Goal: Look through the material below. Copy each line that contains the string "Convert".

Start of Records provided

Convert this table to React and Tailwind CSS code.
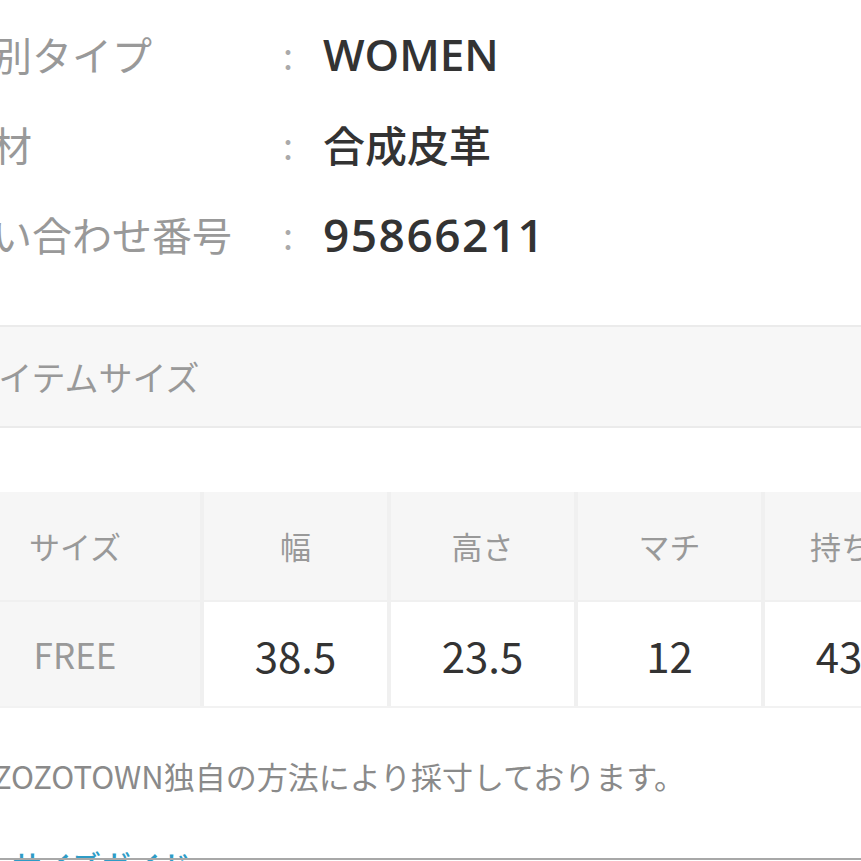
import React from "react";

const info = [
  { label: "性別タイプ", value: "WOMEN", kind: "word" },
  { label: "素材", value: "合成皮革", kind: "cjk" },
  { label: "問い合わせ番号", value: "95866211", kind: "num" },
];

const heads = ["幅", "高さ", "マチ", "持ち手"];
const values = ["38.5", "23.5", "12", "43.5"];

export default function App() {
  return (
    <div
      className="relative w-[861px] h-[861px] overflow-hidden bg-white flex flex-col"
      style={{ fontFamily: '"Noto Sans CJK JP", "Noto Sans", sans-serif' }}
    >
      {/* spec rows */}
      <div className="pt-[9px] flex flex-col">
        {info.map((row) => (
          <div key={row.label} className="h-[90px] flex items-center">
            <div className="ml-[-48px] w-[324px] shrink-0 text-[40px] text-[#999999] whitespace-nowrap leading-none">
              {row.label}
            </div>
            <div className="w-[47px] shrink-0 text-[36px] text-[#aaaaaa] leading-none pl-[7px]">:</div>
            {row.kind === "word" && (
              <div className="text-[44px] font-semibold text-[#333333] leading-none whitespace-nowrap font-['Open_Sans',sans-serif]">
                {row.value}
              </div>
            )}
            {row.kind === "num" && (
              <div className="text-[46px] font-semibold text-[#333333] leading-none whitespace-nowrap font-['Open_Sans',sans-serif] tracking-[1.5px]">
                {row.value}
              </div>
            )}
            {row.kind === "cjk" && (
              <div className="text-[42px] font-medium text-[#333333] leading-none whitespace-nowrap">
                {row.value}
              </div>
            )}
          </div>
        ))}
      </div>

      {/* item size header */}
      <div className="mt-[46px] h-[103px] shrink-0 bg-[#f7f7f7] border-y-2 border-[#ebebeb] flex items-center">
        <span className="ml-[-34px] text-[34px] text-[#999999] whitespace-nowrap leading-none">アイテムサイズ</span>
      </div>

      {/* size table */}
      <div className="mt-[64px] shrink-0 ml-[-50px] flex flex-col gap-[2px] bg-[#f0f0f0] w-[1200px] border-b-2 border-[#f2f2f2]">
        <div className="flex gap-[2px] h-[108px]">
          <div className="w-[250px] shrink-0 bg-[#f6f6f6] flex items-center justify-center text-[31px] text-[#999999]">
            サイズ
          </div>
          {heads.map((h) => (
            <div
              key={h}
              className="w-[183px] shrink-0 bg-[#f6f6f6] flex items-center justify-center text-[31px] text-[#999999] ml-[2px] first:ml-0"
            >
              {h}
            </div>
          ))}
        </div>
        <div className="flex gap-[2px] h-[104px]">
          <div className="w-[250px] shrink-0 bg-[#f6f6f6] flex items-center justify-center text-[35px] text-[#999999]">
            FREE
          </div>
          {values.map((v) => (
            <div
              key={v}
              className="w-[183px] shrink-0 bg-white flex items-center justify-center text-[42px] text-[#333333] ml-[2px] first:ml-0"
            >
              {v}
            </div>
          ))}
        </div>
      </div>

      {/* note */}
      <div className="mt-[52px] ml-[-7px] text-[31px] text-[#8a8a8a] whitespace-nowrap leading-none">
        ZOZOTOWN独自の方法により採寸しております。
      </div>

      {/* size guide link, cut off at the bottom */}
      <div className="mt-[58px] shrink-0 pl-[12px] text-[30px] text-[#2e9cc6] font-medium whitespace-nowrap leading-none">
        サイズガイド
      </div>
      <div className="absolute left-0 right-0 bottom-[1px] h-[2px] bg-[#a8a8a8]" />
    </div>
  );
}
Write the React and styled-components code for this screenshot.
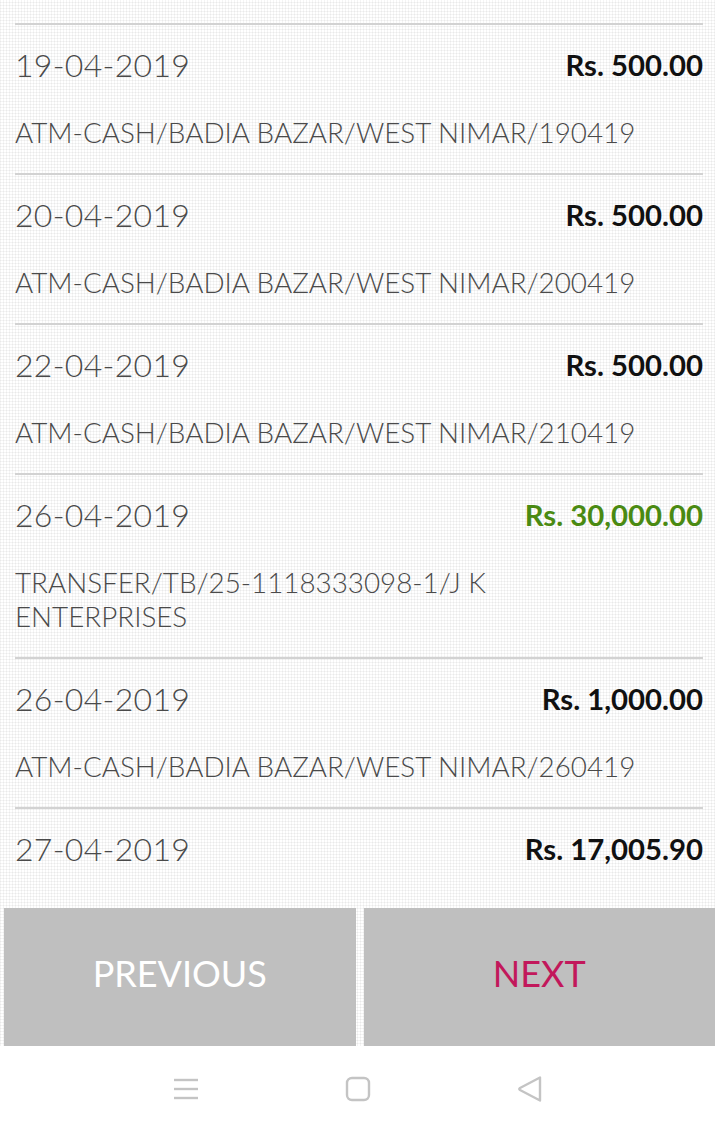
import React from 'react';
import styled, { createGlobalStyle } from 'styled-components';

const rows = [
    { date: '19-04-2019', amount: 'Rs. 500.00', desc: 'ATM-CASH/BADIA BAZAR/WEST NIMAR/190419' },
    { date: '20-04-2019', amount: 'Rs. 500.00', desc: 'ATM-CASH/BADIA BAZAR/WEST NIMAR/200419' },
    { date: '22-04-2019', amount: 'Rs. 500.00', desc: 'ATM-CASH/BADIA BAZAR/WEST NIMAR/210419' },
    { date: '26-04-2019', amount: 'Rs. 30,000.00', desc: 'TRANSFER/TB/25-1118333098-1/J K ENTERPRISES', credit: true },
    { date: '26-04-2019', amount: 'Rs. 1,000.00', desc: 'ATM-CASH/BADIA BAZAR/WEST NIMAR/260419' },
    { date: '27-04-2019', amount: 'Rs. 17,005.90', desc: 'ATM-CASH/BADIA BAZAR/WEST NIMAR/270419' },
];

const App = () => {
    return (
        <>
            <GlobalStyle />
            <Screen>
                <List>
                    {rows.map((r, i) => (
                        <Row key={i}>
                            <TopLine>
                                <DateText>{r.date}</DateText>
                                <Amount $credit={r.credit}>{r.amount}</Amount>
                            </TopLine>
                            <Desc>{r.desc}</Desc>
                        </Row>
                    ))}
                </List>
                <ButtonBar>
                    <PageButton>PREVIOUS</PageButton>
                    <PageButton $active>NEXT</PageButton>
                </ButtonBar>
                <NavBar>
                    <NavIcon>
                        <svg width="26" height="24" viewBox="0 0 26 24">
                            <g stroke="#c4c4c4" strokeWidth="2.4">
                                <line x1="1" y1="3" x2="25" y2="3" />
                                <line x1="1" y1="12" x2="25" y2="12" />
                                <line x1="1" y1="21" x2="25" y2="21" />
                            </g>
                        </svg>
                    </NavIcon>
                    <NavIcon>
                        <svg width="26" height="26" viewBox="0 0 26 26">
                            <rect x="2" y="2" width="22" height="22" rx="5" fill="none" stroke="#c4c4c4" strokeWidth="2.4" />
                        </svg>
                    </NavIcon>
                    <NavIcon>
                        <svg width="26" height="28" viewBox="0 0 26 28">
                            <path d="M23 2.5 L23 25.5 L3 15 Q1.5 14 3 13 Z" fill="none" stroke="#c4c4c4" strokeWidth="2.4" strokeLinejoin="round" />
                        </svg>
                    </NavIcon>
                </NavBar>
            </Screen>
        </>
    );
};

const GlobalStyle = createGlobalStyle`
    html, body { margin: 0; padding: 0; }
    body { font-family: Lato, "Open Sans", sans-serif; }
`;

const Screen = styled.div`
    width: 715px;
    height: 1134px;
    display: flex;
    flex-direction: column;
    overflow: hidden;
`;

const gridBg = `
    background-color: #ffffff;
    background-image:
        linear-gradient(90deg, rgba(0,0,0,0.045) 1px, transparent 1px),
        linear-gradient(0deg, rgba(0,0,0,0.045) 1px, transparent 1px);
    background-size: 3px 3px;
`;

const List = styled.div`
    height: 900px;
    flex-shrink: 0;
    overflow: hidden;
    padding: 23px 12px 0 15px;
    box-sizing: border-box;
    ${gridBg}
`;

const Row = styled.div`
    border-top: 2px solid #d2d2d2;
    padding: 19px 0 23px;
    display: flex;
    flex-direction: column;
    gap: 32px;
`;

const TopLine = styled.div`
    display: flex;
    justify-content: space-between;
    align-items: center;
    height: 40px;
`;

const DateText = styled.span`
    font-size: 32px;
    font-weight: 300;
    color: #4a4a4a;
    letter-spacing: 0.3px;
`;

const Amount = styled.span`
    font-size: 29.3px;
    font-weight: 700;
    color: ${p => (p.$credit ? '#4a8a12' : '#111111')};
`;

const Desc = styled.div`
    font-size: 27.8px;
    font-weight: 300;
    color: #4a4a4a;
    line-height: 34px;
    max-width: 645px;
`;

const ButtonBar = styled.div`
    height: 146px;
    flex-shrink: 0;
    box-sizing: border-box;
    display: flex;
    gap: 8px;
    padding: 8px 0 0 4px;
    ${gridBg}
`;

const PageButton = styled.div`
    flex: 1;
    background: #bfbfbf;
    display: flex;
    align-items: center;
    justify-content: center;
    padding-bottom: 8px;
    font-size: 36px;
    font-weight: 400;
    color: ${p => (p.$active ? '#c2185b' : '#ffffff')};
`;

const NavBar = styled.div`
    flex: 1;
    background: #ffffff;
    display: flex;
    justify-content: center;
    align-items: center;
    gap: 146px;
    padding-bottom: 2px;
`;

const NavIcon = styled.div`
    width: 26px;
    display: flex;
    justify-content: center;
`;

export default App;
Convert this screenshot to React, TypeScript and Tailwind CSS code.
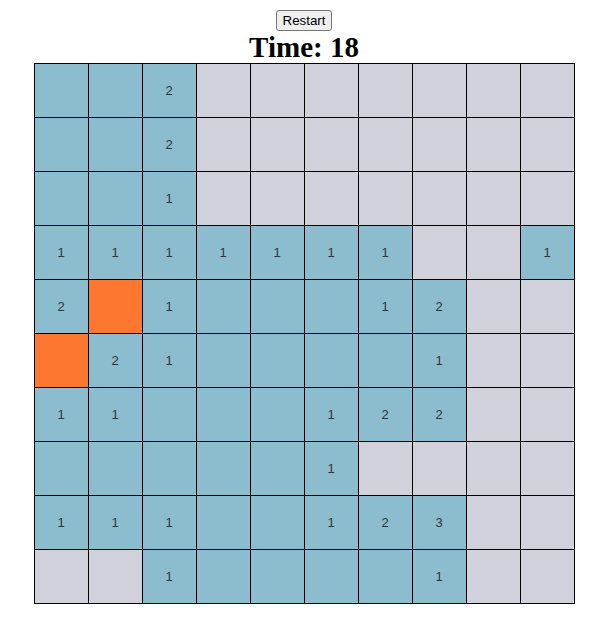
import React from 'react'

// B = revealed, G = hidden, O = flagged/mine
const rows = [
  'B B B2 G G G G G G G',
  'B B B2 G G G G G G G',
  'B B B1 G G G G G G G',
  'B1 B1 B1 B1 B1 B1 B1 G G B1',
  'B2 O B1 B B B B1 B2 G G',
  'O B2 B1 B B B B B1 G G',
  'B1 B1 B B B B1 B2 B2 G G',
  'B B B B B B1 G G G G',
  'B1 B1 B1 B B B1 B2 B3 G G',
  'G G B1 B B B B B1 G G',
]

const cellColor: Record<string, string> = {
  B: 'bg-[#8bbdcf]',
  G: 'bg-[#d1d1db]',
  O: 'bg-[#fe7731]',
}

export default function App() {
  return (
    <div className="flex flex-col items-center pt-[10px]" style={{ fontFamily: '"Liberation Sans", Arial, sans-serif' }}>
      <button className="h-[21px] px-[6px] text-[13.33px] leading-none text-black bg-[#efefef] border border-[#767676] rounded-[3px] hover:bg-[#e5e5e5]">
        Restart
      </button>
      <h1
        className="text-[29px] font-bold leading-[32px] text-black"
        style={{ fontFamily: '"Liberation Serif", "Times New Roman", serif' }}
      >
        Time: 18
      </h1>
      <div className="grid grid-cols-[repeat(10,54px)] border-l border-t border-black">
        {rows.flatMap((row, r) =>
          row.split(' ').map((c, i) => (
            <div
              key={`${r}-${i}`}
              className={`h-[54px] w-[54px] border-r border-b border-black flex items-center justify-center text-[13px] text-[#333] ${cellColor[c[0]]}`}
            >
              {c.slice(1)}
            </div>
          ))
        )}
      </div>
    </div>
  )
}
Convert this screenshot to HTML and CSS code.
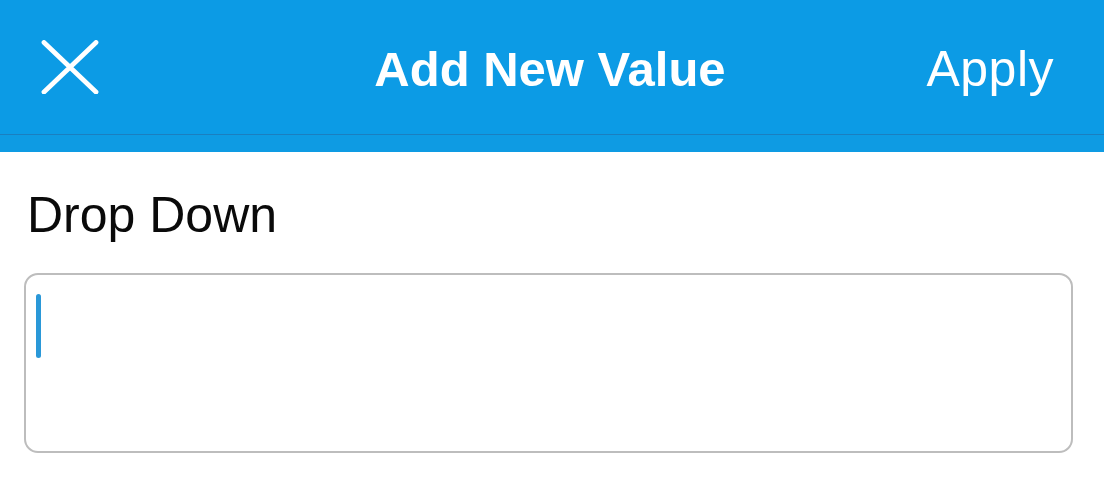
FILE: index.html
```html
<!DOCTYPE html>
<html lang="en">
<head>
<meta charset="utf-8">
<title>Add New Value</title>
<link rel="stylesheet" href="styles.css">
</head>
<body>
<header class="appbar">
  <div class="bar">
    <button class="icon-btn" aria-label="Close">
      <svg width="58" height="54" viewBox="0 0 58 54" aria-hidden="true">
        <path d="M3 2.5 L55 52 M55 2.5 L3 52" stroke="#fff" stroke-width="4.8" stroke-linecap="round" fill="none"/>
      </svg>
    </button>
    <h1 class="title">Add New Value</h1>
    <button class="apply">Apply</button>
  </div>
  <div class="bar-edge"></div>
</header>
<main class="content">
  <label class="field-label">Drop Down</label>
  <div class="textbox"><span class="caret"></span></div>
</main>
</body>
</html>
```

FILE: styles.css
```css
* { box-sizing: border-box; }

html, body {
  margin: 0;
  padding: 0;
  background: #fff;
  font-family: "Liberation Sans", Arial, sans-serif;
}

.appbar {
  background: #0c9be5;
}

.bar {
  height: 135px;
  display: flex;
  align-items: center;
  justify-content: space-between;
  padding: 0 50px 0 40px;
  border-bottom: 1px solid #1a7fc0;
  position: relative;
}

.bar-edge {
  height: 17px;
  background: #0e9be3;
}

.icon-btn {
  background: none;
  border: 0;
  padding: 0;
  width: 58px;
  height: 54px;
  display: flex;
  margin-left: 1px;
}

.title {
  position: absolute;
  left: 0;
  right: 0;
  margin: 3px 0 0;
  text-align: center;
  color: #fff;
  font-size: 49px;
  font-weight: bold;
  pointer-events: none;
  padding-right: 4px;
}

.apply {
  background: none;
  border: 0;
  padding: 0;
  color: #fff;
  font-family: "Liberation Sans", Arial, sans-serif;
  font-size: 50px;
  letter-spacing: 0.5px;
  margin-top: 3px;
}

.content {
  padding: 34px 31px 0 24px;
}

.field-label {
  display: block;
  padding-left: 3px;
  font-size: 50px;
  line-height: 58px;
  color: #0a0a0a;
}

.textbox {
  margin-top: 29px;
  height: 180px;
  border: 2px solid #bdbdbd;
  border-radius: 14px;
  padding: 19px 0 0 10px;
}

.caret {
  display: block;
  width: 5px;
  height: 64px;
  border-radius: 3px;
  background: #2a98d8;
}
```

End of Records provided

Answer for this exercise:
Convert this table to React and Tailwind CSS code.
Convert this screenshot to React, TypeScript and Tailwind CSS code.
Convert this screenshot to HTML and CSS code.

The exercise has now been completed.